Return None if parameter is empty.

Parameters
  • column (str) – Name of the column the parameter is read from.

  • check_type_is – Throws ValueError if type does not match ‘check_type_is’.The valid types the strings ‘int’, ‘float’, ‘bool’, ‘string’ and ‘int/float/bool/string array’ or the types int, float, bool, str and list.

Raises
  • ColumnError – If column do not exists.

  • ValueError – If return type does not match ‘check_type_is’.

  • sqlite3.OperationalError – Waited more than 5 seconds to read from the database, because other threads/processes are busy writing to it. Way too much concurrent writing is done and it indicates an design error in the user program.

write(column, value, type_of_value='', only_if_empty=False)

Write value to ‘column’ in the database.

If ‘column’ does not exists, a new is added.

If value is None and type_of_value is not set, the entry under ‘column’ is set to empty.

For multithreaded and multiprocess programs only a single will process/thread write to the database to avoid too much concurrent writing to the database. This is as long as the ‘rank’ was passed to SimDB under initialisation.

Parameters
  • column (str) – Name of the column the parameter is read from.

  • value – New value of the specified entry in the database.

  • type_of_value (str or type) – Needed if column does note exists or if value is empty list. The valid types the strings ‘int’, ‘float’, ‘bool’, ‘string’ and ‘int/float/bool/string array’ or the types int, float, bool and str.

  • only_if_empty (bool) – If True, it will only write to the database if the simulation’s entry under ‘column’ is empty.

Raises

ValueError – If column exists, but type does not match, or empty list is passed without type_of_value given.

unique_results_dir(path_directory)

Get path to subdirectory in ‘path_directory’ unique to simulation.

The subdirectory will be named ‘date_time_name_id’ and is intended to store results in. If ‘results_dir’ in the database is empty, a new and unique directory is created and the path stored in ‘results_dir’. Otherwise the path in ‘results_dir’ is just returned.

Parameters

path_directory (str) – Path to directory of which to make a subdirectory. If ‘path_directory’ starts with ‘root/’, that part will be replaced by the full path of the root directory of the project.

Returns

Full path to new subdirectory.

Return type

str

column_exists(column)

Return True if column is a column in the database.

Raises

sqlite3.OperationalError – Waited more than 5 seconds to read from the database, because other threads/processes are busy writing to it. Way too much concurrent writing is done and it indicates an design error in the user program.

is_empty(column)

Return True if entry in the database under ‘column’ is empty.

Raises

sqlite3.OperationalError – Waited more than 5 seconds to read from the database, because other threads/processes are busy writing to it. Way too much concurrent writing is done and it indicates an design error in the user program.

set_empty(column)

Set entry under ‘column’ in the database to empty.

get_id()

Return ‘ID’ of the connected simulation.

get_path_proj_root()

Return the path to the root directory of the project.

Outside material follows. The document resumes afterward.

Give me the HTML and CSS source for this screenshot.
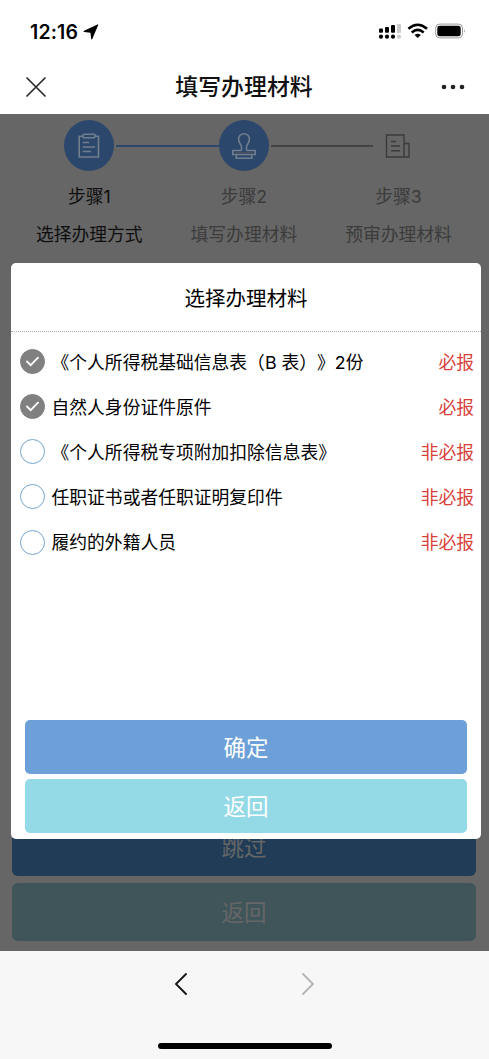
FILE: index.html
```html
<!DOCTYPE html>
<html lang="zh-CN">
<head>
<meta charset="utf-8">
<title>填写办理材料</title>
<link rel="stylesheet" href="styles.css">
</head>
<body>
<div class="screen">
  <div class="status-bar">
    <div class="clock">12:16
      <svg width="16" height="16" viewBox="0 0 16 16"><path d="M15.3.8 9.4 14.8Q8.7 16 8.1 14.7L7.5 8.7 1.2 8Q-.2 7.4 1 6.7L14.5.5Q15.4.1 15.3.8Z" fill="#000"/></svg>
    </div>
    <svg class="status-icons" width="90" height="18" viewBox="0 0 90 18">
      <g fill="#000"><rect x="1" y="6.5" width="4" height="4.2" rx="1"/><rect x="7" y="5" width="4" height="5.7" rx="1"/><rect x="13" y="3" width="4" height="7.7" rx="1"/><circle cx="3" cy="14.7" r="2.1"/><circle cx="9" cy="14.7" r="2.1"/><circle cx="15" cy="14.7" r="2.1"/></g>
      <g fill="#ccc"><rect x="19" y="2" width="4" height="9" rx="1"/><circle cx="21" cy="14.7" r="2.1"/></g>
      <g fill="none" stroke="#000" stroke-width="2.6"><path d="M30.4 6.7Q39.7-1.2 49 6.7"/><path d="M33.7 10.4Q39.7 5.5 45.7 10.4"/></g>
      <path d="M36.6 13Q39.7 10.7 42.8 13L39.7 16Z" fill="#000"/>
      <rect x="57.7" y="2.1" width="26.8" height="13.8" rx="4" fill="none" stroke="#999"/>
      <rect x="59.3" y="3.8" width="23.4" height="10.4" rx="2.3"/><path d="M86.2 7v4q1.8-2 0-4Z" fill="#999"/>
    </svg>
  </div>
  <header class="nav-bar">
    <svg class="close" width="20" height="20" viewBox="0 0 20 20"><path d="m1 1 18 18M19 1 1 19" stroke="#2b2b2b" stroke-width="1.7" stroke-linecap="round"/></svg>
    <h1 class="nav-title">填写办理材料</h1>
    <svg class="more" width="24" height="6" viewBox="0 0 24 6"><g fill="#222"><circle cx="3" cy="3" r="2.3"/><circle cx="12" cy="3" r="2.3"/><circle cx="21" cy="3" r="2.3"/></g></svg>
  </header>
  <main class="page">
    <div class="steps">
      <section class="step step-current">
        <span class="step-icon filled"><svg width="24" height="26" viewBox="0 0 24 26"><g fill="none" stroke="#717e8d" stroke-width="1.6"><path d="M6 3.2H2.2V24H21.5V3.2H18"/><rect x="6" y="1.2" width="12" height="3.6" rx="1"/><path d="M5.8 9.5H12M5.8 14H18M5.8 18.5H14"/></g></svg></span>
        <span class="step-name">步骤1</span><span class="step-text">选择办理方式</span>
      </section>
      <section class="step">
        <span class="step-icon filled"><svg width="28" height="28" viewBox="0 0 28 28"><g fill="none" stroke="#717e8d" stroke-width="1.6"><path d="M11.3 18.5Q12.2 14.5 10.4 12.2Q8.6 9.5 8.6 7.2A5.4 5.5 0 0 1 19.4 7.2Q19.4 9.5 17.6 12.2Q15.8 14.5 16.7 18.5M11.3 18.5H2.7V22.5H25.3V18.5H16.7M6.3 22.7V26.2H21.7V22.7"/></g><path d="M5 20.6H23" stroke="#4c4f55"/></svg></span>
        <span class="step-name">步骤2</span><span class="step-text">填写办理材料</span>
      </section>
      <section class="step">
        <span class="step-icon"><svg width="26" height="26" viewBox="0 0 26 26"><g fill="none" stroke="#3b3b3b" stroke-width="1.4"><path d="M19 24H1.5V2H19Zm0-13.5H24V24H19M6 8.5H11M6 13H15M6 17.7H15"/></g></svg></span>
        <span class="step-name">步骤3</span><span class="step-text">预审办理材料</span>
      </section>
      <i class="link link-done"></i><i class="link link-next"></i>
    </div>
    <div class="page-actions">
      <button class="page-button skip">跳过</button>
      <button class="page-button back">返回</button>
    </div>
    <div class="dialog">
      <h2 class="dialog-title">选择办理材料</h2>
      <ul class="materials">
        <li class="material"><span class="check checked"><svg width="13" height="11" viewBox="0 0 13 11"><path d="m1 5.5 3.7 3.7L12 1.7" /></svg></span><span>《个人所得税基础信息表（B 表）》2份</span><span class="tag">必报</span></li>
        <li class="material"><span class="check checked"><svg width="13" height="11" viewBox="0 0 13 11"><path d="m1 5.5 3.7 3.7L12 1.7" /></svg></span><span>自然人身份证件原件</span><span class="tag">必报</span></li>
        <li class="material"><span class="check"></span><span>《个人所得税专项附加扣除信息表》</span><span class="tag">非必报</span></li>
        <li class="material"><span class="check"></span><span>任职证书或者任职证明复印件</span><span class="tag">非必报</span></li>
        <li class="material"><span class="check"></span><span>履约的外籍人员</span><span class="tag">非必报</span></li>
      </ul>
      <div class="dialog-actions">
        <button class="dialog-button confirm">确定</button>
        <button class="dialog-button return">返回</button>
      </div>
    </div>
  </main>
  <footer class="browser-bar">
    <div class="history">
      <svg width="14" height="22" viewBox="0 0 14 22"><path d="M12 1 2 11 12 21" fill="none" stroke="#111" stroke-width="1.8" stroke-linecap="round"/></svg>
      <svg width="14" height="22" viewBox="0 0 14 22"><path d="m2 1 10 10L2 21" fill="none" stroke="#b5b5b5" stroke-width="1.8" stroke-linecap="round"/></svg>
    </div>
    <div class="home-indicator"></div>
  </footer>
</div>
</body>
</html>
```
FILE: styles.css
```css
* { box-sizing: border-box; }
body {
  margin: 0;
  background: #fff;
  color: #111;
  font: 17.8px/26px Inter, "Noto Sans CJK SC", sans-serif;
  font-kerning: none;
  text-spacing-trim: space-all;
}
h1, h2, ul { margin: 0; padding: 0; font-weight: 400; }
button { border: 0; padding: 2px 0 0; font-family: inherit; }
svg { display: block; flex: none; }
.screen { width: 489px; height: 1059px; display: flex; flex-direction: column; overflow: hidden; }

.status-bar { height: 62px; display: flex; justify-content: space-between; padding: 22px 21px 0 30px; }
.clock { display: flex; gap: 5px; align-items: center; height: 19px; font-size: 19.5px; font-weight: 600; color: #000; letter-spacing: .15px; }
.nav-bar { height: 52px; padding: 0 24px 3px 26px; display: grid; grid-template-columns: 60px 1fr 60px; align-items: center; }
.nav-title { font-size: 22.9px; line-height: 32px; font-weight: 500; text-align: center; margin: 1px 3px 0 0; }
.more { justify-self: end; }

.page { position: relative; height: 837px; background: #666; display: flex; flex-direction: column; justify-content: space-between; padding: 6px 13px 10px 12px; }
.steps { position: relative; display: grid; grid-template-columns: repeat(3, 154.6px); }
.step { display: flex; flex-direction: column; align-items: center; color: #3b3b3b; }
.step-current { color: #0e0e0e; }
.step-icon { width: 50px; height: 51px; display: grid; place-items: center; border-radius: 50%; }
.filled { background: #2c476c; }
.step-name { margin-top: 13px; }
.step-text { margin-top: 12px; }
.link { position: absolute; top: 25px; height: 1.5px; }
.link-done { left: 104px; width: 103px; background: #2c476c; }
.link-next { left: 259px; width: 102px; background: #444; }
.page-actions { display: flex; flex-direction: column; gap: 7px; }
.page-button { height: 58px; border-radius: 6px; font-size: 22.5px; line-height: 32px; color: #666; }
.skip { background: #203c57; }
.back { background: #40555a; }

.dialog { position: absolute; left: 11px; top: 149px; width: 470px; height: 576px; border-radius: 5px; background: #fff; display: flex; flex-direction: column; }
.dialog-title { height: 69px; border-bottom: 1px dotted #aaa; font-size: 20.5px; line-height: 71px; text-align: center; color: #000; }
.materials { list-style: none; padding: 7px 7px 0 9px; }
.material { height: 45.15px; display: flex; align-items: center; gap: 6.5px; color: #000; white-space: nowrap; }
.material > span:not(.check) { padding-top: 2px; }
.check { width: 25px; height: 25px; flex: none; border: 1.5px solid #78a6cf; border-radius: 50%; display: grid; place-items: center; }
.checked { background: #808080; border-color: #808080; }
.checked path { fill: none; stroke: #fff; stroke-width: 1.8; stroke-linecap: round; }
.tag { margin-left: auto; color: #d8413b; }
.dialog-actions { margin-top: auto; padding: 0 14px 6px; display: flex; flex-direction: column; gap: 5px; }
.dialog-button { height: 54px; border-radius: 5px; font-size: 22.5px; line-height: 32px; color: #fff; }
.confirm { background: #6d9fd8; }
.return { background: #93d9e6; }

.browser-bar { flex: 1; background: #f7f7f7; display: flex; flex-direction: column; align-items: center; justify-content: space-between; padding: 22px 0 10px; }
.history { display: flex; gap: 113px; }
.home-indicator { width: 174px; height: 6px; border-radius: 3px; background: #000; }
```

The project’s root directory is assumed to be where the ‘.sim_db/’ directory is located.

update_sha1_executables(paths_executables)

Update the ‘sha1_executable’ column in the database.

Sets the entry to the sha1 of all the executables. The order will affect the value.

Parameters

paths_executables ([str]) – List of full paths to executables.

Raises

sqlite3.OperationalError – Waited more than 5 seconds to write to the database, because other threads/processes are busy writing to it. Way too much concurrent writing is done and it indicates an design error in the user program.

delete_from_database()

Delete simulation from database.

Raises

sqlite3.OperationalError – Waited more than 5 seconds to write to the database, because other threads/processes are busy writing to it. Way too much concurrent writing is done and it indicates an design error in the user program.

close()

Closes connection to sim_db database and add metadata.

add_empty_sim(store_metadata=False)

Add an empty entry into the database and SimDB connected to it.

Parameters

store_metadata (bool) – If False, no metadata is added to the database. Typically used when postprocessing (visualizing) data from a simulation.